Given also the very recent news reports (Los Angeles Times, in the
"Monday Technology Special" Business Section entitled: "The Cutting
Edge") the various articles of the new technologies of "Network PCs"
scheduled for their market debuts this fall, the dimension of the
already awesome begins to exceed even itself. The articles describe
how the lack of expensive components such as hard disk drives and
intel chips will drop these internet terminals to five-hundred
dollars or less.

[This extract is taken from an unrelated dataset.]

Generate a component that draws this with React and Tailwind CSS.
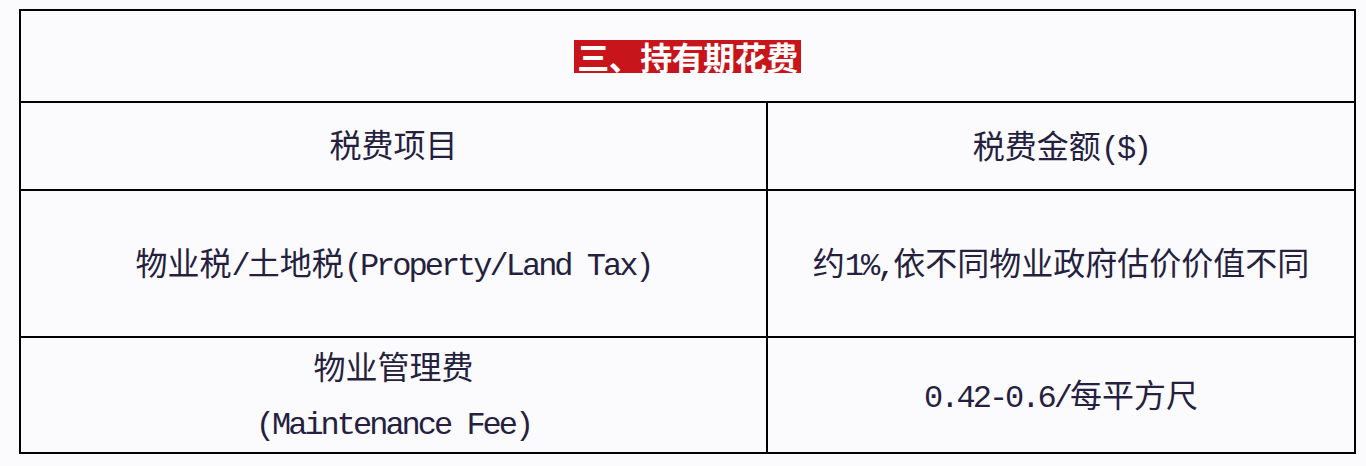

While one of the various articles suggests the
Internet as a "Polling Place" including "Internet Voting", there are
no articles mentioning where any information generated by or received
from users of such devices will store their information, leaving one
to have to suspect internet information banks, and thus not even the
security of pulling ones phone line when suspecting unsolicited
mining expeditions, much less assaults, which can and does lock, or
remove, information on hard disk space even when such space is not on
the net, but accessible via modem on the hard disk space of personal
computers.

Disk space of such storage banks available via the net, much like
the vulnerability to assaults on the disk space of mailboxes
available via the net, will be only as safe as both the integrity of
their administrators and their ability to resist, much less detect,
assaults generating from such powerful super-computers. The prospect
of the control of "parallel networking and information mining" in
unscrupulous hands to even waylay information on route without the
knowledge of either the sender or receiver is mind-boggling as well.
When such assaults can be perpetrated especially by the present crop
of characters, much less, an artificial intelligence, the present
milieu exceeds even the word awesomeness itself.

While computers can be used creatively, they can also be used as
weapons. The facts are that such a super-computer for networking has
been developed and is being deployed on the internet. Persons
connected to the development of the super-computer and its use, and
the public forums of the net are politically motivated, so much so to
have, at least awaited, if not (and more likely), contrived the
internet censorship bill to perpetrate their ends -given the
extraordinary list of the scientists organized under a political
banner and the reputation of the university which is almost
overwhelmingly their locale.

Under the guise of protecting children, wittingly or not, from the
antics of pornograhpers, as espoused by their spokesmen, they now
perform their own. As if intent on rewriting history itself before
writing the future, their first victims has been in the field of
archaeology when theories have been advanced which, inadvertent as
they were, were deemed a "challenge" to their "authority."

Conspiracy? Following the "...how wonderful the censorship
passed..now we can do what we want." post to the usenet mentioned, a
person did send a post to the same collective list of numerous
scientists and faculty at the university site mentioned asking: "Is
there a conspiracy going on here?" No answers were published onto
the usenet, at least, as part of a thread, but "Dejavus" reports a
100% response to the question.

Last but not least: Baudrillard quoted by Davenport in Anthro-L:

>The U.S., like everyone else, now has to face upto a soft world
>order, a soft situation. Power has become impotent.

Power has never been more potent, global, present, and invasive.



John Pastore
Writer in El Mayab
...
"The supreme good in education is expert discernment in
all things- the power to tell the good from the bad,
the genuine from the counterfeit, and to prefer the
good and the genuine to the bad and the counterfeit."